What is needed →
For this exercise, repeat all of the material verbatim apart from its images.
--------
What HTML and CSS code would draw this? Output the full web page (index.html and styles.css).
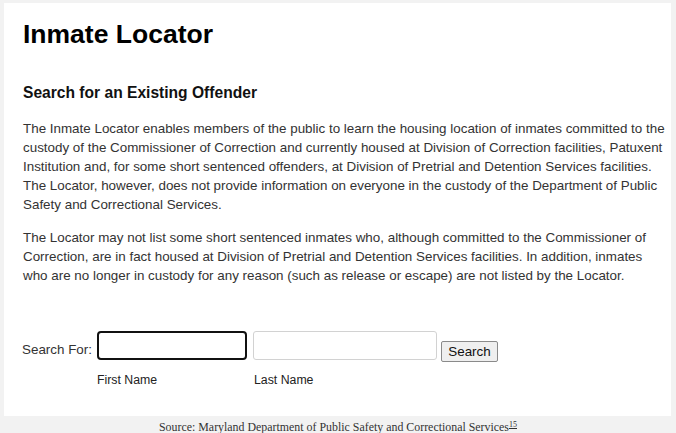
FILE: index.html
```html
<!DOCTYPE html>
<html>
<head>
<meta charset="utf-8">
<link rel="stylesheet" href="styles.css">
</head>
<body>
<div class="panel">
  <h1 class="title">Inmate Locator</h1>
  <h2 class="subtitle">Search for an Existing Offender</h2>
  <p class="para">The Inmate Locator enables members of the public to learn the housing location of inmates committed to the custody of the Commissioner of Correction and currently housed at Division of Correction facilities, Patuxent Institution and, for some short sentenced offenders, at Division of Pretrial and Detention Services facilities. The Locator, however, does not provide information on everyone in the custody of the Department of Public Safety and Correctional Services.</p>
  <p class="para para2">The Locator may not list some short sentenced inmates who, although committed to the Commissioner of Correction, are in fact housed at Division of Pretrial and Detention Services facilities. In addition, inmates who are no longer in custody for any reason (such as release or escape) are not listed by the Locator.</p>
  <form class="search">
    <label class="search-label" for="fn">Search For:</label>
    <input class="field field-focus" id="fn" type="text">
    <input class="field field-last" type="text">
    <button class="btn" type="button">Search</button>
    <span class="sub-label first">First Name</span>
    <span class="sub-label last">Last Name</span>
  </form>
</div>
<p class="caption">Source: Maryland Department of Public Safety and Correctional Services<sup class="ref">15</sup></p>
</body>
</html>
```

FILE: styles.css
```css
html, body {
  margin: 0;
  padding: 0;
}
body {
  background: #f2f2f2;
  font-family: "Liberation Sans", Arial, sans-serif;
  color: #333;
}
.panel {
  margin: 3px 5px 0 4px;
  height: 413px;
  box-sizing: border-box;
  background: #fff;
  padding: 16px 0 0 19px;
  overflow: hidden;
}
.title {
  margin: 0;
  font-size: 26.5px;
  line-height: 30px;
  font-weight: bold;
  color: #000;
}
.subtitle {
  margin: 34px 0 0;
  font-size: 15.6px;
  line-height: 20px;
  font-weight: bold;
  color: #111;
}
.para {
  margin: 16px 0 0;
  font-size: 13.4px;
  line-height: 19px;
  color: #333;
  width: 645px;
}
.para2 {
  margin-top: 14px;
}
.search {
  margin-top: 46px;
  display: grid;
  grid-template-columns: 75px 156px 188px 57px;
  grid-template-rows: 30px auto;
  row-gap: 10px;
  margin-left: -1px;
}
.search-label {
  font-size: 13.4px;
  line-height: 19px;
  color: #333;
  align-self: end;
  padding-bottom: 2px;
}
.field {
  box-sizing: border-box;
  height: 29px;
  margin: 0;
  padding: 0 4px;
  font: 13px "Liberation Sans", Arial, sans-serif;
  background: #fff;
  outline: none;
}
.field-focus {
  width: 150px;
  border: 2px solid #111;
  border-radius: 4px;
}
.field-last {
  width: 184px;
  border: 1px solid #d2d2d2;
  border-radius: 3px;
}
.btn {
  align-self: end;
  box-sizing: border-box;
  width: 57px;
  height: 21px;
  margin: 0 0 -1px;
  padding: 0;
  font: 13.4px "Liberation Sans", Arial, sans-serif;
  color: #111;
  background: #efefef;
  border: 1px solid #8a8a8a;
  border-radius: 2px;
}
.sub-label {
  font-size: 12.3px;
  line-height: 19px;
  color: #222;
}
.first {
  grid-column: 2;
  grid-row: 2;
}
.last {
  grid-column: 3;
  grid-row: 2;
  padding-left: 1px;
}
.caption {
  margin: 4px 0 0;
  text-align: center;
  font-family: "Liberation Serif", "Times New Roman", serif;
  font-size: 11.9px;
  line-height: 14px;
  color: #333;
}
.ref {
  font-size: 8px;
  line-height: 0;
  text-decoration: underline;
  vertical-align: 4px;
}
```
--------
The solution →
What HTML and CSS code would draw this? Output the full web page (index.html and styles.css).
FILE: index.html
```html
<!DOCTYPE html>
<html>
<head>
<meta charset="utf-8">
<link rel="stylesheet" href="styles.css">
</head>
<body>
<div class="panel">
  <h1 class="title">Inmate Locator</h1>
  <h2 class="subtitle">Search for an Existing Offender</h2>
  <p class="para">The Inmate Locator enables members of the public to learn the housing location of inmates committed to the custody of the Commissioner of Correction and currently housed at Division of Correction facilities, Patuxent Institution and, for some short sentenced offenders, at Division of Pretrial and Detention Services facilities. The Locator, however, does not provide information on everyone in the custody of the Department of Public Safety and Correctional Services.</p>
  <p class="para para2">The Locator may not list some short sentenced inmates who, although committed to the Commissioner of Correction, are in fact housed at Division of Pretrial and Detention Services facilities. In addition, inmates who are no longer in custody for any reason (such as release or escape) are not listed by the Locator.</p>
  <form class="search">
    <label class="search-label" for="fn">Search For:</label>
    <input class="field field-focus" id="fn" type="text">
    <input class="field field-last" type="text">
    <button class="btn" type="button">Search</button>
    <span class="sub-label first">First Name</span>
    <span class="sub-label last">Last Name</span>
  </form>
</div>
<p class="caption">Source: Maryland Department of Public Safety and Correctional Services<sup class="ref">15</sup></p>
</body>
</html>
```

FILE: styles.css
```css
html, body {
  margin: 0;
  padding: 0;
}
body {
  background: #f2f2f2;
  font-family: "Liberation Sans", Arial, sans-serif;
  color: #333;
}
.panel {
  margin: 3px 5px 0 4px;
  height: 413px;
  box-sizing: border-box;
  background: #fff;
  padding: 16px 0 0 19px;
  overflow: hidden;
}
.title {
  margin: 0;
  font-size: 26.5px;
  line-height: 30px;
  font-weight: bold;
  color: #000;
}
.subtitle {
  margin: 34px 0 0;
  font-size: 15.6px;
  line-height: 20px;
  font-weight: bold;
  color: #111;
}
.para {
  margin: 16px 0 0;
  font-size: 13.4px;
  line-height: 19px;
  color: #333;
  width: 645px;
}
.para2 {
  margin-top: 14px;
}
.search {
  margin-top: 46px;
  display: grid;
  grid-template-columns: 75px 156px 188px 57px;
  grid-template-rows: 30px auto;
  row-gap: 10px;
  margin-left: -1px;
}
.search-label {
  font-size: 13.4px;
  line-height: 19px;
  color: #333;
  align-self: end;
  padding-bottom: 2px;
}
.field {
  box-sizing: border-box;
  height: 29px;
  margin: 0;
  padding: 0 4px;
  font: 13px "Liberation Sans", Arial, sans-serif;
  background: #fff;
  outline: none;
}
.field-focus {
  width: 150px;
  border: 2px solid #111;
  border-radius: 4px;
}
.field-last {
  width: 184px;
  border: 1px solid #d2d2d2;
  border-radius: 3px;
}
.btn {
  align-self: end;
  box-sizing: border-box;
  width: 57px;
  height: 21px;
  margin: 0 0 -1px;
  padding: 0;
  font: 13.4px "Liberation Sans", Arial, sans-serif;
  color: #111;
  background: #efefef;
  border: 1px solid #8a8a8a;
  border-radius: 2px;
}
.sub-label {
  font-size: 12.3px;
  line-height: 19px;
  color: #222;
}
.first {
  grid-column: 2;
  grid-row: 2;
}
.last {
  grid-column: 3;
  grid-row: 2;
  padding-left: 1px;
}
.caption {
  margin: 4px 0 0;
  text-align: center;
  font-family: "Liberation Serif", "Times New Roman", serif;
  font-size: 11.9px;
  line-height: 14px;
  color: #333;
}
.ref {
  font-size: 8px;
  line-height: 0;
  text-decoration: underline;
  vertical-align: 4px;
}
```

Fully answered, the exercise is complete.